After that, the hard work was done. I used 2 stainless steel flat head phillips screws for the handle inserts and two t-bolts in the track with wing nuts to secure the mounting plate to the kayak. The Power-Pole bracket was then simply attached using the four supplied stainless steel socket head cap screws which I cut down to size so they wouldn’t extend past the bottom surface of the plate.
I’m really pleased with how this came out. It is very secure and doesn’t flex or move a bit. By having it off to the one side a bit, I’ve left room for a possible trolling motor mount in the future as well. The thickness of the handle, after rounding off all the edges with the router, feels perfect in my hand. I’m glad it’s not thinner there.
Mounting Plate #2: Side Mounted Micro Power-Pole
For the second mounting plate, I was curious if something could be made that could quickly be mounted to and removed from the large flat gear tracks that come standard on the Sequoia. I figured that this might be useful for times when I might switch back and forth between using the stake out pole as a push pole and having it in the Micro unit, like when I bow fish. This position moves it much closer to seat making easier to remove the pole and put it back into the unit. So like above, I started with a cardboard template.
My goal with this mounting plate was to keep it from extending into the rear cargo well of the kayak. I wanted this to be as neat and clean as possible. After a test fit to verify it didn’t extend into the well, two hole locations were marked for the T-bolts that would attach the plate to the gear track. 4 holes were also drilled to attach the Power-Pole bracket.

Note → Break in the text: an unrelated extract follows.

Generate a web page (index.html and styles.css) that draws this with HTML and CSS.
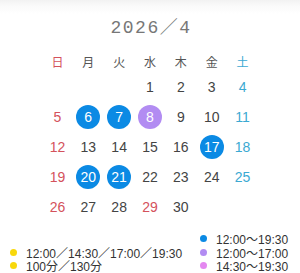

Since this plate needed to lay flush, I could not bolt the bracket to the plate using the supplied hardware. I also could not counterbore these nuts into the plate since I used a small piece of 1/2″ HDPE that I had laying around. So I decided to use stainless steel 1/4 -20 flat head bolts that I inserted from the bottom in countersunk holes. The 1/4 – 20 nylock nuts just happened to be a perfect press fit for the counterbored holes in the Power-Pole bracket.
Here’s a bottom view of the 4 countersunk bolts.
As you can see the bolts I put in were a little long and wouldn’t allow the Power-Pole unit to sit flat when in the bracket. A quick trip to the grinder took care of this issue.
All that was left was to put the 2 T-bolts in the track, tighten the plate and then put the unit in the bracket.
I think it looks good and I’m pleased with how it came out. I really like the fact that the whole unit with the plate can be removed in less than a minute with nothing left on the kayak.
The one noticeable difference it that there is a little bit of flex in the system with this mount, where as the rear mount didn’t flex at all. If I was in deeper water, in windy conditions or in moving water, I’d probably opt for the rear mount. But if I was in skinny water or if I wanted to use the spike as a push pole, I think the side mount would work well. I could see someone putting one on each side to keep them positioned at the exact angle that they want.
Well, I guess pretty much wraps up how I made my mounting plate for the Power-Pole Micro unit. I’ll try and do an overview of the actual unit later this week, but as of right now I’m really impressed with it.